Searching for sudden events that might explain the disappearance of sizeable proportions of fossil taxa is a growing cottage industry among geologists. Until 1980, with Alvarez’ discovery of geochemical evidence for a comet or asteroid impact at the Cretaceous-Tertiary boundary, such tumbles in life’s diversity and volume were merely palaeontological markers which geologists chose to divide the stratigraphic column of the Phanerozoic into Periods and Stages. Mass extinctions now take on a much greater importance through the hunt to explain them. The popular vision of herds of dinosaurs writhing in the inferno following the Chixculub bolide strike at the K-T boundary dwarfs to a large degree the equally certain knowledge that at the same time vast basalt floods in what is now north-western India may have had an equally doleful outcome.

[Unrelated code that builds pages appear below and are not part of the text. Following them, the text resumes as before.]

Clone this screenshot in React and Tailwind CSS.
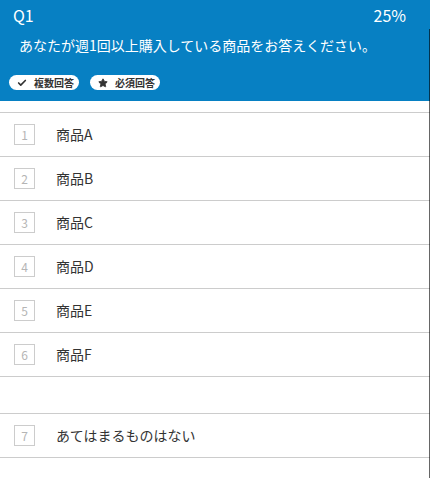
import { Check, Star } from "lucide-react";

const items = ["商品A", "商品B", "商品C", "商品D", "商品E", "商品F"];

function Row({ num, label }) {
  return (
    <div className="flex h-[44px] items-center border-b border-[#cccccc]">
      <div className="ml-[14px] flex h-[21px] w-[21px] items-center justify-center border border-[#cccccc] text-[12px] text-[#b5b5b5]">
        {num}
      </div>
      <span className="ml-[21px] text-[14px] text-[#333333]">{label}</span>
    </div>
  );
}

function Badge({ icon, children }) {
  return (
    <span className="flex h-[15px] items-center gap-[7px] rounded-full bg-white pl-[8px] pr-[5px] text-[10px] font-bold text-[#333333]">
      {icon}
      {children}
    </span>
  );
}

export default function App() {
  return (
    <div
      className="relative h-[478px] w-[430px] overflow-hidden bg-white"
      style={{ fontFamily: '"Noto Sans CJK JP", "Noto Sans", sans-serif' }}
    >
      <header className="h-[101px] bg-[#0780c3] text-white">
        <div className="flex h-[30px] items-center justify-between pl-[13px] pr-[24px] text-[16px]">
          <span>Q1</span>
          <span>25%</span>
        </div>
        <p className="ml-[19px] mt-[6px] text-[14px] leading-[18px]">
          あなたが週1回以上購入している商品をお答えください。
        </p>
        <div className="ml-[9px] mt-[21px] flex gap-[11px]">
          <Badge icon={<Check className="h-[10px] w-[10px]" strokeWidth={4} />}>複数回答</Badge>
          <Badge icon={<Star className="h-[10px] w-[10px] fill-[#333333]" strokeWidth={2} />}>必須回答</Badge>
        </div>
      </header>
      <div className="mt-[11px] border-t border-[#cccccc]">
        {items.map((label, i) => (
          <Row key={label} num={i + 1} label={label} />
        ))}
        <div className="h-[37px] border-b border-[#cccccc]" />
        <Row num={7} label="あてはまるものはない" />
      </div>
      <div className="absolute right-0 top-[29px] bottom-0 w-px bg-black/60" />
    </div>
  );
}
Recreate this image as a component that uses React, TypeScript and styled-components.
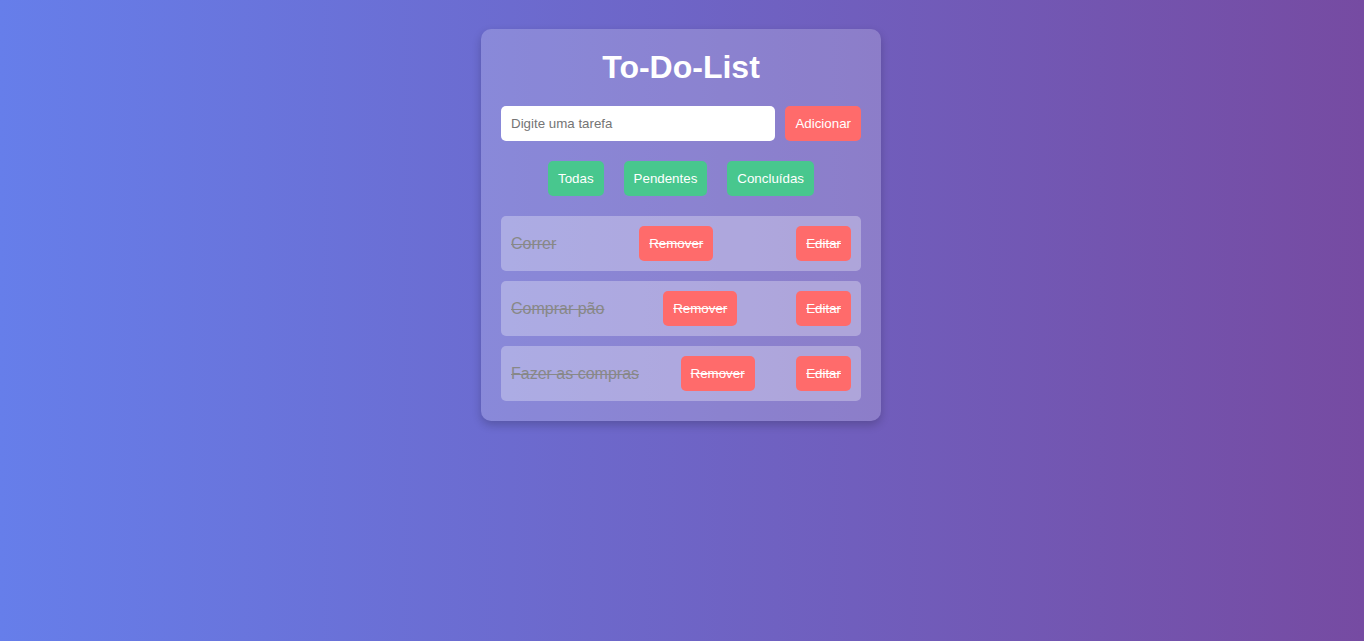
import React, { useState } from 'react';
import styled, { createGlobalStyle } from 'styled-components';

const GlobalStyle = createGlobalStyle`
  html, body {
    margin: 0;
    padding: 0;
    height: 100%;
  }
  body {
    font-family: "Liberation Sans", Arial, sans-serif;
    background: linear-gradient(to right, #667eea, #764ba2);
    min-height: 641px;
  }
`;

const Page = styled.div`
  display: flex;
  justify-content: center;
  padding: 29px 2px 0 0;
`;

const Card = styled.div`
  width: 400px;
  box-sizing: border-box;
  padding: 20px;
  background: rgba(255, 255, 255, 0.2);
  border-radius: 10px;
  box-shadow: 0 4px 10px rgba(0, 0, 0, 0.2);
`;

const Title = styled.h1`
  margin: 0 0 20px;
  text-align: center;
  color: #fff;
  font-size: 32px;
  font-weight: bold;
`;

const InputRow = styled.div`
  display: flex;
  gap: 10px;
  margin-bottom: 20px;
`;

const TaskInput = styled.input`
  flex: 1;
  padding: 10px;
  border: none;
  border-radius: 5px;
  font-family: "Liberation Sans", Arial, sans-serif;
  font-size: 13.33px;
  line-height: 15px;
  outline: none;
  &::placeholder {
    color: #757575;
  }
`;

const Button = styled.button<{ $tone: 'red' | 'green'; $struck?: boolean }>`
  padding: 10px;
  border: none;
  border-radius: 5px;
  background: ${p => (p.$tone === 'red' ? '#ff6b6b' : '#48c78e')};
  color: #fff;
  font-family: "Liberation Sans", Arial, sans-serif;
  font-size: 13.33px;
  line-height: 15px;
  cursor: pointer;
  text-decoration: ${p => (p.$struck ? 'line-through' : 'none')};
`;

const Filters = styled.div`
  display: flex;
  justify-content: center;
  gap: 20px;
  margin-bottom: 20px;
`;

const TaskList = styled.ul`
  list-style: none;
  margin: 0;
  padding: 0;
  display: flex;
  flex-direction: column;
  gap: 10px;
`;

const TaskItem = styled.li`
  display: flex;
  justify-content: space-between;
  align-items: center;
  padding: 10px;
  background: rgba(255, 255, 255, 0.3);
  border-radius: 5px;
`;

const TaskText = styled.span<{ $done: boolean }>`
  font-size: 16px;
  color: ${p => (p.$done ? '#888' : '#333')};
  text-decoration: ${p => (p.$done ? 'line-through' : 'none')};
`;

type Task = { text: string; done: boolean };

export default function App() {
  const [value, setValue] = useState('');
  const [tasks] = useState<Task[]>([
    { text: 'Correr', done: true },
    { text: 'Comprar pão', done: true },
    { text: 'Fazer as compras', done: true },
  ]);

  return (
    <>
      <GlobalStyle />
      <Page>
        <Card>
          <Title>To-Do-List</Title>
          <InputRow>
            <TaskInput
              placeholder="Digite uma tarefa"
              value={value}
              onChange={e => setValue(e.target.value)}
            />
            <Button $tone="red">Adicionar</Button>
          </InputRow>
          <Filters>
            <Button $tone="green">Todas</Button>
            <Button $tone="green">Pendentes</Button>
            <Button $tone="green">Concluídas</Button>
          </Filters>
          <TaskList>
            {tasks.map(t => (
              <TaskItem key={t.text}>
                <TaskText $done={t.done}>{t.text}</TaskText>
                <Button $tone="red" $struck={t.done}>Remover</Button>
                <Button $tone="red" $struck={t.done}>Editar</Button>
              </TaskItem>
            ))}
          </TaskList>
        </Card>
      </Page>
    </>
  );
}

Super-large volcanic events, akin to the Deccan Traps, are a great deal simpler to spot than the subtle signs of impacts in the rock record. Improved precision in dating such basalt piles shows that three of the “Big Five” mass extinctions occurred within the 1 to 2 million-year life spans of flood-basalt paroxysms: the Deccan Traps at the K-T; The Parana Basalts at the Triassic-Jurassic; and the Siberian Traps at the Permian-Triassic boundaries. A similar correlation exists for the lesser Palaeocene-Eocene boundary event at 55 Ma, which implicates the North Atlantic large igneous province responsible for flood basalts in north-west Scotland and Greenland.

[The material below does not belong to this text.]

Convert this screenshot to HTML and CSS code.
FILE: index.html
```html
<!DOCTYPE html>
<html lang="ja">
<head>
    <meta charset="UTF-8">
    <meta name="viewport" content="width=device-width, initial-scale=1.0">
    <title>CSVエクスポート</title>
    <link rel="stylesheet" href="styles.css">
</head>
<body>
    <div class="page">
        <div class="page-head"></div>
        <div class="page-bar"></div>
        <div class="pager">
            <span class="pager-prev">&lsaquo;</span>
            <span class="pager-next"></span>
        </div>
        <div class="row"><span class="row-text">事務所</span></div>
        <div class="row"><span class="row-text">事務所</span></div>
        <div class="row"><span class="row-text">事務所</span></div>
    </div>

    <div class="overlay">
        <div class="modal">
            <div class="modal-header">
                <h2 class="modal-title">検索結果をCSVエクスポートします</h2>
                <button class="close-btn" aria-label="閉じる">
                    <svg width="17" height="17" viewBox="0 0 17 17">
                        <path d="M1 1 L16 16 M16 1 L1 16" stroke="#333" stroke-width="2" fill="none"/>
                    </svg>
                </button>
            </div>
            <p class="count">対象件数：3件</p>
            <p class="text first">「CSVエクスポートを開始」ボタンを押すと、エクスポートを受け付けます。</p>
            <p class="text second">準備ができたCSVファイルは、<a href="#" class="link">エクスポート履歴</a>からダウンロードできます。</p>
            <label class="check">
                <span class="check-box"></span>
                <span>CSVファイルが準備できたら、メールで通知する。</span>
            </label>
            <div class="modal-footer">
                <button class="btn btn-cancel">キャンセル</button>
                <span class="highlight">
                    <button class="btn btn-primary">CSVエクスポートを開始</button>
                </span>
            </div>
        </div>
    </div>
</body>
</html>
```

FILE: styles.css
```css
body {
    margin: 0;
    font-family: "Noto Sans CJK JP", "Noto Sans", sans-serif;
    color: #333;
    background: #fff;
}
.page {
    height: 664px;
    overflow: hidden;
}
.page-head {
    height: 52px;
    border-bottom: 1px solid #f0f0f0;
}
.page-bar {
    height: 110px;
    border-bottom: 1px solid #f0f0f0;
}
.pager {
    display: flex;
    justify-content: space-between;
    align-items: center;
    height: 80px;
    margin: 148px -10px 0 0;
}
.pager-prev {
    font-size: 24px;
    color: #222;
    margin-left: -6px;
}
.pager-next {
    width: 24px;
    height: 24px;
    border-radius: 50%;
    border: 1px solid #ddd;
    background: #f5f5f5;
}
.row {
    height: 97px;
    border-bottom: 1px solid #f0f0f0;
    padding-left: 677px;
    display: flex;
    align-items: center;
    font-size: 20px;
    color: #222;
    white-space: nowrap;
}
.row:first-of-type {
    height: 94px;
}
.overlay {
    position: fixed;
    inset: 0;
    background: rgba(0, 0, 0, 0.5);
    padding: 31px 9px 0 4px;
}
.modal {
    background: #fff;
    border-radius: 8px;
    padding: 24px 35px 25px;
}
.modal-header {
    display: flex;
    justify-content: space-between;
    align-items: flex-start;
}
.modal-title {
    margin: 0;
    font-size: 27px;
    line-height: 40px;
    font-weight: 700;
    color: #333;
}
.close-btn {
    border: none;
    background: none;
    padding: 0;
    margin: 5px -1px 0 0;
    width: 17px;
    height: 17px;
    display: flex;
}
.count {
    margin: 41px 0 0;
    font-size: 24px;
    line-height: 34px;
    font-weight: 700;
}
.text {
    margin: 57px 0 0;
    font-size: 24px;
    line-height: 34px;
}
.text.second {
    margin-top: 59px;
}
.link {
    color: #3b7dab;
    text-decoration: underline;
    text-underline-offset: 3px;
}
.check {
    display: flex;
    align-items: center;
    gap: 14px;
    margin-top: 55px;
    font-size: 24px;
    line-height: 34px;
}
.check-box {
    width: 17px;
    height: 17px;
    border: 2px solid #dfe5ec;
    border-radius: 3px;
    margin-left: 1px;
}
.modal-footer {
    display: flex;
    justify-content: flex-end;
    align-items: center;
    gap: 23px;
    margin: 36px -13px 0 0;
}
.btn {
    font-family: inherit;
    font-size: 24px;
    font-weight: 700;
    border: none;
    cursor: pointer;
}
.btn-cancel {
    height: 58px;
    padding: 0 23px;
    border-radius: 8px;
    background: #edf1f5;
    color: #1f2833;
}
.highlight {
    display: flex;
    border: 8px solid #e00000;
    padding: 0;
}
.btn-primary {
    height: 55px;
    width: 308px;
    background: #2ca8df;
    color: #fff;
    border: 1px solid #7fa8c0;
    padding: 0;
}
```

The scales have tilted further towards a terrestrial cause for mass death with the recent discovery that the Karoo and Ferrar flood-basalt provinces of South Africa and Antarctica formed at a time (183.6+ 1 Ma) that brackets a lesser extinction event in the early Jurassic Period. Jósef Pálfy of the Hungarian Natural History Museum and Paul Smith of the University of British Columbia (Pálfy, J. and Smith, P.L., 2000. Synchrony between Early Jurassic extinction, oceanic anoxic event, and the Karoo-Ferrar flood basalt volcanism. Geology; v. 28, p. 747–750) use U-Pb dating of thin volcanic ash layers in the Jurassic sedimentary pile of North America to calibrate the ages of individual ammonite Zones of the Pliensbachian and Toarcian Stages of the Jurassic. At that time, about 25 % of organisms at the family level became extinct globally over a period of about 4 million years – the Pliensbachian-Toarcian event was not abrupt. The record in the British Jurassic for extinction of marine animal species shows a marked change at around 183 Ma, within the time span of the Karoo-Ferrar eruptions.

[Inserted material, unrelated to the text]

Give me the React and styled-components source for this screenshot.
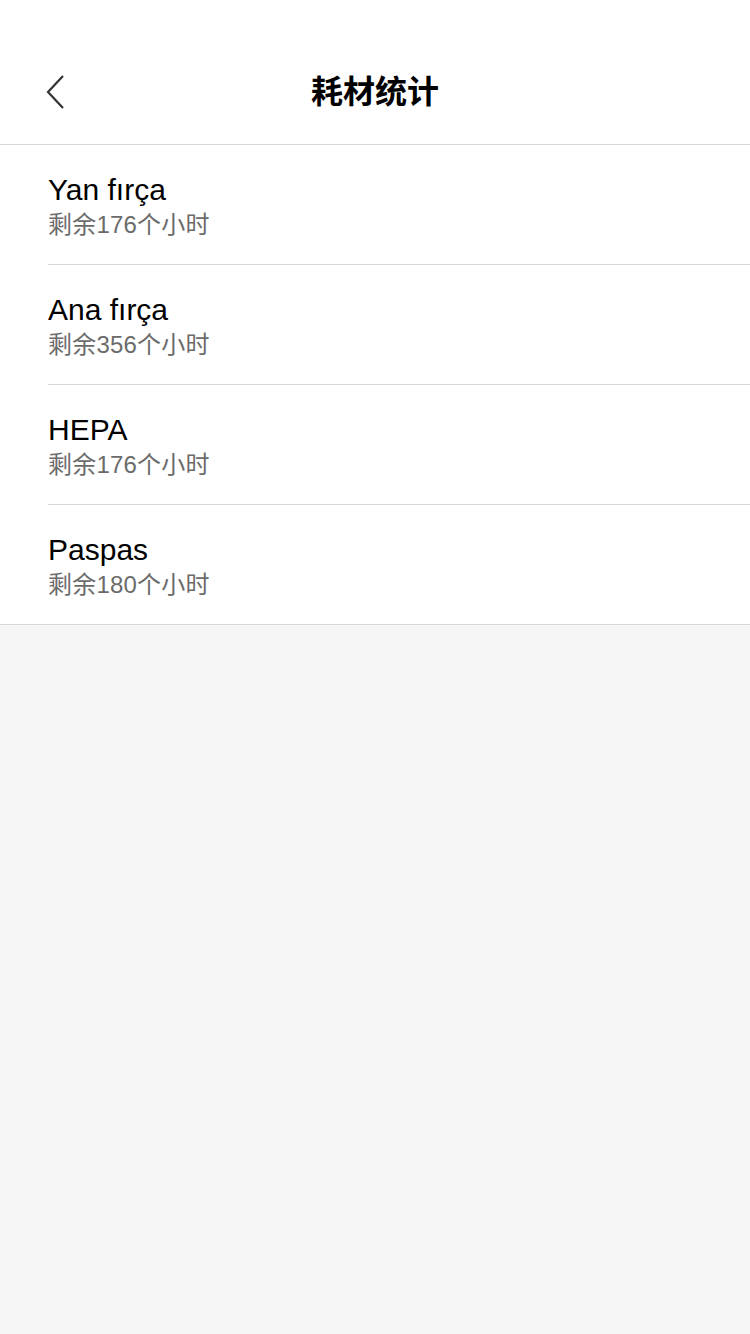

This correlation ties in well with the Toarcian ocean-anoxia event, recorded in the British and Swedish Jurassic (see Earth Pages archives – Methane hydrate – more evidence for the ‘greenhouse’ time bomb) which seems to have coincided with a huge gush of methane into the atmosphere, released by methane hydrate layers in ocean-floor sediments. Methane, a greenhouse gas in its own right, oxidizes to carbon dioxide. What may have happened is that the Karoo-Ferrar volcanism injected massive amounts of CO2, leading to global warming. This, transmitted to deep ocean water, could have triggered breakdown of methane hydrate to give a massive positive feedback to global climate. The heat itself might have driven species and families to extinction, or changed ocean circulation to induce stagnation and anoxia.
Important as Pálfy and Smith’s findings are, they by no means resolve the complexities of interwoven terrestrial events. The 90 million-year old Cenomanian-Turonian ocean-anoxia and extinction event had an associated methane burst, but no flood basalts. That at the Palaeocene-Eocene boundary has no associated anoxia. The largest basalt flood known, beneath the Pacific to form the Ontong-Java Plateau about 120 Ma ago, induced methane release and anoxia, but has no associated extinction peak
Despite well-funded attempts to link mass extinctions, other than the K-T event, to impacts, there is little tangible sign of such a connection using precise radiometric dating. Still, the focus of high-profile stratigraphic research is on boundaries rather than what lies between them.
Putting numbers on ecological effects
In the same issue of Geology a team of American palaeoecologists (Droser, M.L.. Bottjer, D.J., Sheehan, P.M. and McGhee, G.R., 2000. Decoupling of taxonomic and ecologic severity of Phanerozoic marine mass extinctions. Geology; v. 28, p. 675–678) assess the degree to which ecologies change after mass extinctions. They focus on the Late Ordovician and Late Devonian events (two of the “Big Five”). Although both involved similar levels of loss of taxonomic diversity (about 22% decline in marine families), marine ecosystems underwent no significant change after the Ordovician event. Following that towards the end of the Devonian, however, marine ecology changed drastically. One example is reefs colonized by tabulate corals. The early corals were devastated by both extinctions, losing about 75% of taxa. Coral-rich reefs continued after the Ordovician, but virtually disappear from marine ecosystems after the Devonian, until much later in geological time. The most likely explanation for this is that Palaeozoic reefs formed mainly from organisms known as stromatoporoids, which gave the 3-D structure required for tabulate corals. Stromatoporoids lost 50% of their diversity after the Devonian event, and did not recover as reef-formers. The main implication of this study is that the effects of extinctions do not simply depend on the quantity of taxa that are snuffed out, but on specific components of the ecosystems involved.